CO2-SUICOM®は、外部からCO2を強制的に供給することで部材の表面からCO2を吸収して固まるため、CO2を効率的に吸収・固定化させるために、CO2との接触面積を増やすことが有効とされている。
今回製作したベンチは、3Dプリンタの造形技術でベンチ脚部をヒダ形状にすることで、空隙がないベンチと比べ表面積を約1.7倍に増大、CO2吸収割合を2倍以上にまで向上させたという。

意匠については、金沢市内の公園という公共の場に設置するため、市民や観光客に受け入れられるデザインを目指し、金沢にゆかりのある加賀友禅の製作工程「友禅流し」をモチーフとした。
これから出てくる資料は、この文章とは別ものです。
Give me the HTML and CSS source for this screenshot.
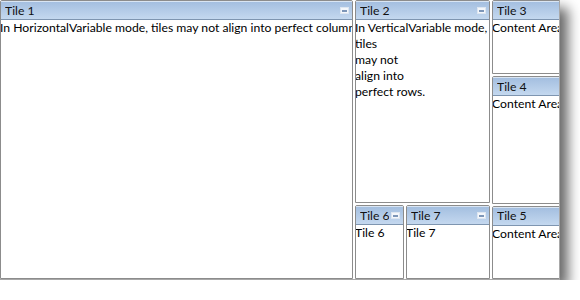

製作にあたっては、同大学の「KIT×KAJIMA 3D Printing Lab」に設置したロボットアーム式の3Dプリンタを使用。
土木、建築、機械分野等の研究室の教員、学生も多数参画し、鹿島の技術者と一体で研究を進める体制を構築した。
これにより、3Dプリンタの機械的な制御や意匠性、構造成立性、ベンチとしての安全性やCO2の吸収効率までを考慮したデザイン
、プリンティングする材料など、多岐にわたる検討が可能になったという。